You’ll be glad to hear that I am actually going somewhere with this, so here goes: I read in a book which I think I’ve mentioned here before, A Million Miles In a Thousand Years by Don Miller, about memorable scenes. Think about films. Lots of the best scenes in the films you most remember happen in memorable settings. Maybe sometimes the characters just sit and chat in a coffee shop, but the best moments, the ones that feel most meaningful, are when they’re on the roof at night, or they’ve climbed a mountain and they’re standing at the peak, or when they row out into the middle of the lake and have a picnic. Does anyone remember the amazing bit in 500 Days of Summer when they fall in love in IKEA?

Now, some may despise that particular scene, and more might think this all just sounds a bit indie and pointless – but I’m quite serious about it. Stories respond to their settings. Imagine that Sarah is swimming out into the lake at dawn, to sit on the little rocky outcrop that is her favourite place, and watch the sun rise. When she gets there, she looks up and sees Rosie sitting there too! They start chatting. What would that conversation be like? Now imagine that Sarah is going to Oxford Street to do some shopping, she sits down on the tube and as she looks up, realises Rosie is sitting next to her. They start chatting. Would that one be the same?

I know this from experience – Rachael was at my house the other day, and some of the time we just were sitting chatting in the living room like so many times before. Then for a bit, we climbed out of Mum and Dad’s window and sat on the roof instead, looking out over the garden (and into the neighbours’, but not in a weird way). As you can imagine – we were different on the roof. It felt like we were sharing something that was worth sitting up and enjoying – we were more alive and attentive to each other in that moment. Looking back though, I’m thinking, what if we’d taken cupcakes out there, and those drinks with little umbrellas in them? How much better would that have been?

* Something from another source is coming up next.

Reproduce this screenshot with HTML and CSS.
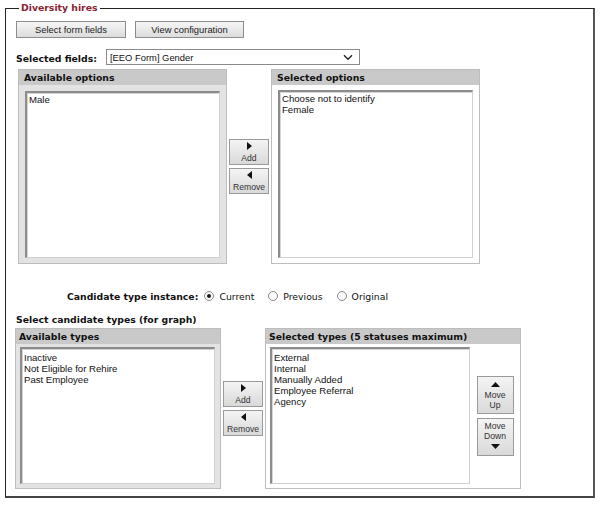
FILE: index.html
```html
<!DOCTYPE html>
<html>
<head>
<meta charset="utf-8">
<link rel="stylesheet" href="styles.css">
</head>
<body>
<fieldset class="box">
  <legend class="legend">Diversity hires</legend>
  <div class="toolbar">
    <button class="btn btn-form">Select form fields</button>
    <button class="btn btn-config">View configuration</button>
  </div>
  <div class="field-row">
    <span class="label">Selected fields:</span>
    <div class="select">
      <span class="select-text">[EEO Form] Gender</span>
      <svg class="chev" width="10" height="7" viewBox="0 0 10 7"><path d="M1 1.2 L5 5.2 L9 1.2" fill="none" stroke="#222" stroke-width="1.4"/></svg>
    </div>
  </div>

  <div class="dual dual-options">
    <div class="panel panel-a1">
      <div class="panel-head">Available options</div>
      <div class="panel-body">
        <div class="listbox"><div class="opt">Male</div></div>
      </div>
    </div>
    <div class="mover">
      <button class="mbtn"><svg width="5" height="8" viewBox="0 0 5 8"><path d="M0 0 L5 4 L0 8 Z" fill="#111"/></svg><span>Add</span></button>
      <button class="mbtn"><svg width="5" height="8" viewBox="0 0 5 8"><path d="M5 0 L0 4 L5 8 Z" fill="#111"/></svg><span>Remove</span></button>
    </div>
    <div class="panel panel-s1">
      <div class="panel-head">Selected options</div>
      <div class="panel-body">
        <div class="listbox"><div class="opt">Choose not to identify</div><div class="opt">Female</div></div>
      </div>
    </div>
  </div>

  <div class="radio-row">
    <span class="label">Candidate type instance:</span>
    <span class="radio checked"></span><span class="rlabel">Current</span>
    <span class="radio"></span><span class="rlabel">Previous</span>
    <span class="radio"></span><span class="rlabel">Original</span>
  </div>

  <div class="section-title">Select candidate types (for graph)</div>

  <div class="dual dual-types">
    <div class="panel panel-a2">
      <div class="panel-head">Available types</div>
      <div class="panel-body">
        <div class="listbox"><div class="opt">Inactive</div><div class="opt">Not Eligible for Rehire</div><div class="opt">Past Employee</div></div>
      </div>
    </div>
    <div class="mover">
      <button class="mbtn"><svg width="5" height="8" viewBox="0 0 5 8"><path d="M0 0 L5 4 L0 8 Z" fill="#111"/></svg><span>Add</span></button>
      <button class="mbtn"><svg width="5" height="8" viewBox="0 0 5 8"><path d="M5 0 L0 4 L5 8 Z" fill="#111"/></svg><span>Remove</span></button>
    </div>
    <div class="panel panel-s2">
      <div class="panel-head">Selected types (5 statuses maximum)</div>
      <div class="panel-body">
        <div class="listbox"><div class="opt">External</div><div class="opt">Internal</div><div class="opt">Manually Added</div><div class="opt">Employee Referral</div><div class="opt">Agency</div></div>
        <div class="order">
          <button class="obtn"><svg width="9" height="5" viewBox="0 0 9 5"><path d="M0 5 L4.5 0 L9 5 Z" fill="#111"/></svg><span>Move</span><span>Up</span></button>
          <button class="obtn"><span>Move</span><span>Down</span><svg width="9" height="5" viewBox="0 0 9 5"><path d="M0 0 L4.5 5 L9 0 Z" fill="#111"/></svg></button>
        </div>
      </div>
    </div>
  </div>
</fieldset>
</body>
</html>
```

FILE: styles.css
```css
html, body {
  margin: 0;
  padding: 0;
  background: #fff;
}

body {
  font-family: "DejaVu Sans", Verdana, sans-serif;
  font-size: 9.3px;
  color: #111;
}

.box {
  margin: 0 5px;
  padding: 0 0 7px 0;
  border: 1px solid #222;
  border-right: 2px solid #555;
  border-bottom: 2px solid #444;
  min-width: 0;
}

.legend {
  margin-left: 13px;
  padding: 0 2px;
  font-weight: bold;
  font-size: 9.3px;
  line-height: 16px;
  color: #8b2333;
}

.toolbar {
  display: flex;
  gap: 9px;
  margin: 5px 0 0 10px;
}

.btn {
  box-sizing: border-box;
  height: 17px;
  padding: 0;
  font-family: "Liberation Sans", Arial, sans-serif;
  font-size: 9.4px;
  color: #222;
  background: linear-gradient(#f6f6f6, #dcdcdc);
  border: 1px solid #8d8d8d;
  border-radius: 0;
}

.btn-form { width: 110px; }
.btn-config { width: 109px; }

.field-row {
  display: flex;
  align-items: center;
  margin: 11px 0 0 10px;
  height: 16px;
}

.label {
  font-weight: bold;
}

.field-row .label {
  width: 90px;
  padding-top: 3px;
}

.select {
  box-sizing: border-box;
  width: 254px;
  height: 16px;
  border: 1px solid #8a8a8a;
  display: flex;
  align-items: center;
  justify-content: space-between;
  padding: 0 6px 0 3px;
  font-family: "Liberation Sans", Arial, sans-serif;
  font-size: 9.4px;
  color: #111;
}

.chev { display: block; }

.dual {
  display: flex;
}

.dual-options {
  margin: 4px 0 0 12px;
  height: 195px;
}

.dual-types {
  margin: 2px 0 0 9px;
  height: 161px;
}

.panel {
  box-sizing: border-box;
  display: flex;
  flex-direction: column;
  border: 1px solid #bdbdbd;
}

.panel-head {
  height: 15px;
  line-height: 15px;
  background: #c9c9c9;
  font-weight: bold;
  padding-left: 5px;
  white-space: nowrap;
  flex: none;
}

.panel-body {
  flex: 1;
  display: flex;
  min-height: 0;
}

.panel-a1, .panel-a2 {
  background: #e3e3e3;
}

.panel-s1, .panel-s2 {
  background: #fff;
}

.panel-a1, .panel-s1 { width: 209px; }
.panel-a1 .panel-body, .panel-s1 .panel-body { padding: 6px 6px 5px 6px; }
.panel-s1 .panel-body { padding-top: 5px; }
.panel-a1 .listbox, .panel-s1 .listbox { padding-top: 1px; }

.panel-a2 { width: 206px; }
.panel-a2 .panel-head { padding-left: 3px; }
.panel-a2 .panel-body { padding: 3px 5px 4px 4px; }

.panel-s2 { width: 256px; }
.panel-s2 .panel-head { padding-left: 3px; }
.panel-s2 .panel-body { padding: 3px 0 4px 4px; }

.listbox {
  box-sizing: border-box;
  flex: 1;
  background: #fff;
  border-top: 2px solid #8c8c8c;
  border-left: 2px solid #8c8c8c;
  border-right: 1px solid #d0d0d0;
  border-bottom: 1px solid #d0d0d0;
  box-shadow: inset 1px 1px 0 #d4d4d4;
  padding: 3px 2px;
  font-family: "Liberation Sans", Arial, sans-serif;
  font-size: 9.6px;
  line-height: 11px;
  color: #111;
}

.panel-s2 .listbox { flex: none; width: 200px; }

.opt { white-space: nowrap; }

.mover {
  width: 44px;
  display: flex;
  flex-direction: column;
  justify-content: center;
  align-items: center;
  gap: 3px;
}

.mbtn, .obtn {
  box-sizing: border-box;
  padding: 0;
  display: flex;
  flex-direction: column;
  align-items: center;
  justify-content: center;
  font-family: "Liberation Sans", Arial, sans-serif;
  font-size: 8.6px;
  line-height: 10px;
  color: #333;
  background: linear-gradient(#f4f4f4, #d9d9d9);
  border: 1px solid #9a9a9a;
  border-radius: 0;
}

.mbtn {
  width: 40px;
  height: 26px;
}

.mbtn svg { margin-bottom: 3px; }

.order {
  flex: 1;
  display: flex;
  flex-direction: column;
  align-items: center;
  justify-content: center;
  gap: 4px;
}

.obtn {
  width: 37px;
  height: 38px;
}

.obtn svg { margin: 3px 0; }

.radio-row {
  display: flex;
  align-items: center;
  height: 14px;
  margin: 25px 0 0 61px;
}

.radio-row .label { margin-right: 6px; }

.radio {
  box-sizing: border-box;
  width: 10px;
  height: 10px;
  border: 1px solid #8a8a8a;
  border-radius: 50%;
  background: #fafafa;
  display: flex;
  align-items: center;
  justify-content: center;
  margin-right: 5px;
}

.radio.checked::after {
  content: "";
  width: 4px;
  height: 4px;
  border-radius: 50%;
  background: #1a1a1a;
}

.rlabel { margin-right: 14px; }

.section-title {
  font-weight: bold;
  line-height: 12px;
  margin: 11px 0 0 10px;
}
```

And I can confirm as a genuine 100% fact, that there are some people who I’ve had several meaningful conversations with, but all of them have taken place on the branches of trees. Because when we feel like we’re in a memorable scene, it calls something out of us. Of course we are capable of being fun, or creative, or silly, or deep, or honest regardless of where we are. But the mountains call it out of us. The lake, the trees, the rooftops. Honestly, I believe that if we put the effort in to create scenes in our lives that are unique, and exciting, and beautiful; our souls will rise to the challenge. They will leap at the chance of a moment that is meaningful. And surely the more of those moments, the better.